- Born: October 8, 1993 (age 32) Japan
- Area: Novelist
- Notable works: Alya Sometimes Hides Her Feelings in Russian;

= SunSunSun =

Japanese novelist (born 1993)

SunSunSun (燦々SUN, SunSunSun) is a Japanese novelist. They are best known as the creator of the hit light novel series Alya Sometimes Hides Her Feelings in Russian.

== Overview ==
Originally, they were active on the novel posting site Shōsetsuka ni Narō ("Let's Become a Novelist"), primarily focusing on short stories. Inspired by other novels on the site, they posted their first novel around October 2017.

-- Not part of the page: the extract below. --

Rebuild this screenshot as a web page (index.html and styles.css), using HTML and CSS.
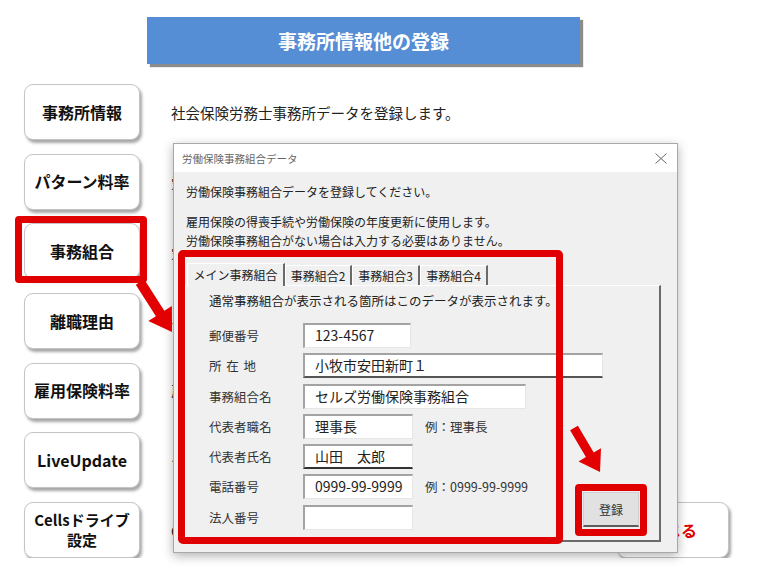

Their writing led to them being contacted by a representative of Kadokawa Sneaker Bunko, who wanted to serialize one of their short stories. This would become Alya Sometimes Hides Her Feelings in Russian, their publishing debut. According to Kadokawa, its first volume was their highest-sold new paperback light novel from April 4, 2020 to March 31, 2021, their most downloaded romantic comedy e-book at release from September 1, 2019 to March 31, 2021, and their best-selling light novel of 2021.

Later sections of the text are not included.